While McElwee understands that posed, traditional images are extremely important, she believes it's the moment-based work that over time retains a higher resonance. "Posed images are really important for the couple over the initial few years. 20 years down the line they want to be able to look at an image and be able to say, 'Oh I totally remember when I was getting into my dress and was really nervous and one of my bridesmaids said something to me and it made me cry.'"

Block's film is honest, occasionally brutally so, as those captured moments of a couple's initial union are revisited, and then filtered through the years following that landmark event. The participants address issues affecting most married couples: the decision to have children, the health of those offspring, career highs and lows, infidelity, and for some, the decision to part ways permanently. 

Of those 112 ceremonies Block has recorded over the years, nine couples agreed to take part in the film. Two of the featured couples are divorced, or were in the process thereof during filming. Overall, Block says less than 10 percent of all his subjects have split.

That number bucks the current trend (the divorce rate in the United States is roughly 40-50 percent according to a 2011 survey by the CDC), but Block insists his video skill has no magical influence. "I didn’t ask people if they were happy, just if they were still together," he says.

"Happy weddings are a dime a dozen. Happy marriages are much more rare and therefore much more precious in the world," says Rabbi Jonathan Blake in "112 Weddings."

Olivia and Dennis, couple 49 in "112 Weddings," tell Block their wedding day "feels like a lifetime ago. Like a dream." After nine years of marriage, Dennis says there were, and are "happy moments." Olivia says they consciously address aspects of their relationship, both as a unit and individually, but believes through it all you have to maintain an ability to find the humor in life.

"We don’t really go into marriage having thought through what it is. We tend to conflate the wedding day with the marriage," says Block. "Our image of it is walking down that aisle looking the best we’ve ever looked. So that was a bit stunning to see how few people are prepared actually for what comes next. It confirmed my view of marriage, which is it takes a lot of work."


Anthony Abbatiello (l) and Chad Johnson (c) Photo: Kate McElwee

Though statistics show Americans are now marrying in fewer numbers compared to decades past, the business of betrothal is still big in the United States. In 2012 more than two million American couples flocked to obtain a marriage license, with the average wedding costing over $25,000, according to the Wedding Report (a research company that tracks and forecasts number of weddings, spending, and consumer trends for the wedding industry).

Following the legalization of same-sex marriage by the federal government in 2013, and with 20 states and the District of Columbia also now recognizing such unions, the wedding industry is getting a further injection of cash from a previously untapped market.

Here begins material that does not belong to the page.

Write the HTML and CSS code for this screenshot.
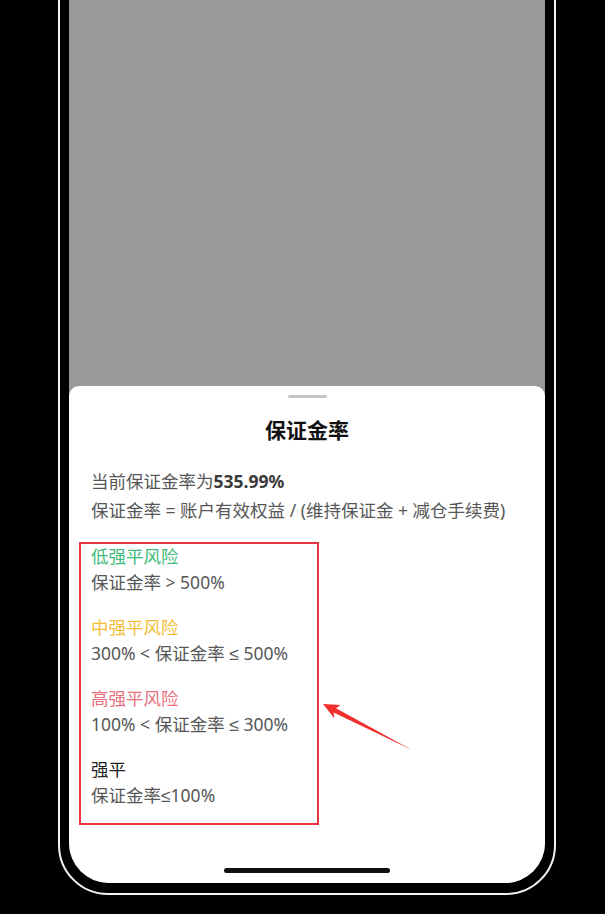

For their Provincetown-set wedding last year, New Yorkers Anthony P. Abbatiello and Chad Johnson enlisted McElwee to record the celebration, but chose not to employ a videographer. Though Johnson praised McElwee's "ability to capture emotional moments in a still frame," in retrospect the couple wish they had recorded the live-action as well.

"We would love to have had that bird's eye view of the ceremony and the speeches," says Abbatiello, whose initial decision was based on the comfort factor of guests who chose to cut loose on the dance floor during the reception – an arena McElwee cites as perfect for capturing the unfiltered joy of the day.

Though a wedding always, ultimately belongs to the couple tying the knot, it's the invisible guests who are treated, weekend after weekend, to ringside seats at one of life's greatest celebrations. Irregardless of what the future may hold.

"It’s the subject of a lifetime," says Block. "I’m in a very privileged position to tell these stories."

"It’s why I love my job so much: I’m surrounded by happy, joyous, excited people the entire time," adds McElwee. "And it really bolsters me. No matter how crappy a week I have had, I show up at the wedding and everyone is having the time of their lives and you absolutely get swept up in that."

(For the record: Block and his wife have been married for 28 years, and McElwee and her husband will celebrate their eighth wedding anniversary in July.)